The brief bio is that Moynihan grew up poor in Manhattan, served in the Navy, and went on to earn a Ph. D in Sociology before pursuing a career in politics. His political life included stints in the Kennedy and Nixon administrations, the U.N. Ambassadorship, and the U.S. Senate from 1976 to 2000. He was a scholar-statesman willing to take on pressing urban issues. Early in his career he helped revitalize Washington’s Pennsylvania Avenue and he remained a great supporter of historic preservation throughout his life.

In the 1980s he proposed a new gateway to the city in the Farley Post Office and said: "You don't get a second chance like this often. We must do it."

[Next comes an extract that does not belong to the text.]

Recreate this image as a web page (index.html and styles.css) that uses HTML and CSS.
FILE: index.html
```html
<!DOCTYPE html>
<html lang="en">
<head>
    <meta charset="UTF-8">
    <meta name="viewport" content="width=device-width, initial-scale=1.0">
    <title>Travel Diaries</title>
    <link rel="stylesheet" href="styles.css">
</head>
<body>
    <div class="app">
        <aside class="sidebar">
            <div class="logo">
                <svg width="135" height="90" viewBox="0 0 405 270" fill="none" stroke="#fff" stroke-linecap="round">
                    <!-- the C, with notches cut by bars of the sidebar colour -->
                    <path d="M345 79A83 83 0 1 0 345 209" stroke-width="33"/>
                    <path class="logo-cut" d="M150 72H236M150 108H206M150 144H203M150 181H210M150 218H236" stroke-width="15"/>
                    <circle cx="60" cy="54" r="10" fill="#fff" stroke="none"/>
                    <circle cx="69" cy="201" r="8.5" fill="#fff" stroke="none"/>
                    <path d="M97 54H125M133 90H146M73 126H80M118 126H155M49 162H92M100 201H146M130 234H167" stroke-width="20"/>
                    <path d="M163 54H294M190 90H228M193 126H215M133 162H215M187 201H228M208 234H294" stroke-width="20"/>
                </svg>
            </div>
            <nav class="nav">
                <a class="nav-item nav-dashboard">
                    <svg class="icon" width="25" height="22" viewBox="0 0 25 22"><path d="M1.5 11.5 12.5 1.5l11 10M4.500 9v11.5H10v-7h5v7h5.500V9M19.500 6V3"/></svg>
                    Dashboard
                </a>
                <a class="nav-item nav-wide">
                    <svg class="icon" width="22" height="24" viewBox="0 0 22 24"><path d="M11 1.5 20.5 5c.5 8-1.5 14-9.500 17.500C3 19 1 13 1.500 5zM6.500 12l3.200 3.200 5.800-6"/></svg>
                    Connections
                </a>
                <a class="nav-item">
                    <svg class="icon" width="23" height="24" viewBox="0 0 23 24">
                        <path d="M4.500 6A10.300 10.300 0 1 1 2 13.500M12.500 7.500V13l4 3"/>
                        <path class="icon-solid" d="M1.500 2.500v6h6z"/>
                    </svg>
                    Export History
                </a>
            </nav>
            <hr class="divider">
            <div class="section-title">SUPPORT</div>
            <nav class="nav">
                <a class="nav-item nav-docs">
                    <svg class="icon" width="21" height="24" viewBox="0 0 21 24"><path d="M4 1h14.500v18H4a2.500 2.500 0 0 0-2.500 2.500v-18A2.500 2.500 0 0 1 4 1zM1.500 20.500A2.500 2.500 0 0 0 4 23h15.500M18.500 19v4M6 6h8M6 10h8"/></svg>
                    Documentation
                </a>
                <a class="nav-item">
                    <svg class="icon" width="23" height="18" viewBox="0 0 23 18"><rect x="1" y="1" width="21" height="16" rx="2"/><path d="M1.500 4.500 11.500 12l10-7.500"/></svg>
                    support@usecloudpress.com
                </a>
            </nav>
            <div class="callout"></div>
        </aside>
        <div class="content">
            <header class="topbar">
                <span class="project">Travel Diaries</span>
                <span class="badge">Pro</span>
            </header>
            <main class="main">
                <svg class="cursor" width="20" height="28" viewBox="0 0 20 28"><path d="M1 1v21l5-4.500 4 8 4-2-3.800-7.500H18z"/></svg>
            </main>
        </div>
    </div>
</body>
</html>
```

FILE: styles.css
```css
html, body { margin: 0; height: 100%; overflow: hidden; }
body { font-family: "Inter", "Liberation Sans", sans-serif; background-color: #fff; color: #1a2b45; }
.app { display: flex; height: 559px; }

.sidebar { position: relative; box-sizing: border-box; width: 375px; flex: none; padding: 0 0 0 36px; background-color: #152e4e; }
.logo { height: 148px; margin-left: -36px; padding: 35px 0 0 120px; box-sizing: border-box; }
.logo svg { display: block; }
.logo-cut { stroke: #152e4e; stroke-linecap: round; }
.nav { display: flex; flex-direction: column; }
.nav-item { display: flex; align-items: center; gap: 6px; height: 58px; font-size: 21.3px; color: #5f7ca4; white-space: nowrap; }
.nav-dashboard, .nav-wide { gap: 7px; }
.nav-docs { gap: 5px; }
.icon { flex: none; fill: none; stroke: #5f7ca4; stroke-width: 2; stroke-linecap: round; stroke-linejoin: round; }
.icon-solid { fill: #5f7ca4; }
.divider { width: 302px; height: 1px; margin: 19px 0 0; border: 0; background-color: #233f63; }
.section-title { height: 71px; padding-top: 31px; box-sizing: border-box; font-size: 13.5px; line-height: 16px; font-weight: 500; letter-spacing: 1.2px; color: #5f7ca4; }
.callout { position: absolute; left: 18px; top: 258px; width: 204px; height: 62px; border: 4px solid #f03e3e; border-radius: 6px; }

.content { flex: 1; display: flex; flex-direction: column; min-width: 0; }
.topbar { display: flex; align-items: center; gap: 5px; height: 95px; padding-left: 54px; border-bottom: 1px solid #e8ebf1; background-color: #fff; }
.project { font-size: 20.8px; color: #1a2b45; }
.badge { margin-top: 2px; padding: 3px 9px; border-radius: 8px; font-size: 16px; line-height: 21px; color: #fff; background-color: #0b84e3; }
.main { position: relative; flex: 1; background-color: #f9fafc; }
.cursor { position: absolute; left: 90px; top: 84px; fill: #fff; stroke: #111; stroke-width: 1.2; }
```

The current issue of Urban Land contains an excellent profile of Moynihan called “An Urban Philosopher on Capitol Hill.” N.J. Slabbert writes that Moynihan was a statesman who saw the city “less in terms of buildings, spaces, and physical infrastructures, than as a human enterprise whose success or failure must be measured by the lives and achievements of the people who inhabit it.” The article continues:

Because of this perspective, Moynihan was on some levels a confusing figure to his admirers and detractors alike. He was an urban thinker, and yet, in the very act of elevating metropolitan issues to a high level of discourse, he transcended the customary vocabularies of planners, architects, and other disciplines most commonly associated with urban questions.

Slabbert concludes:

Moynihan’s political talents also differed from those of [Robert] Moses, whose need for a constant flow of impressive and immediate results prevented him from occupying himself with national matters, where the magnitude of the task often requires an individual to exercise great patience and persistent persuasion to obtain results. The individual must also realize that the primary objective is not to win praise in the short term, but to accomplish an advance in attitudes that will be valuable for generations to come. This is the difference between a politician and a statesman. Moynihan was a statesman.”

Moynihan once said, "the belief that good design is optional...does not bear scrutiny." Let's hope the long wait for Moynihan Station will result in a development that embodies this and other values and attitudes the late Senator Moynihan advanced during his brilliant career.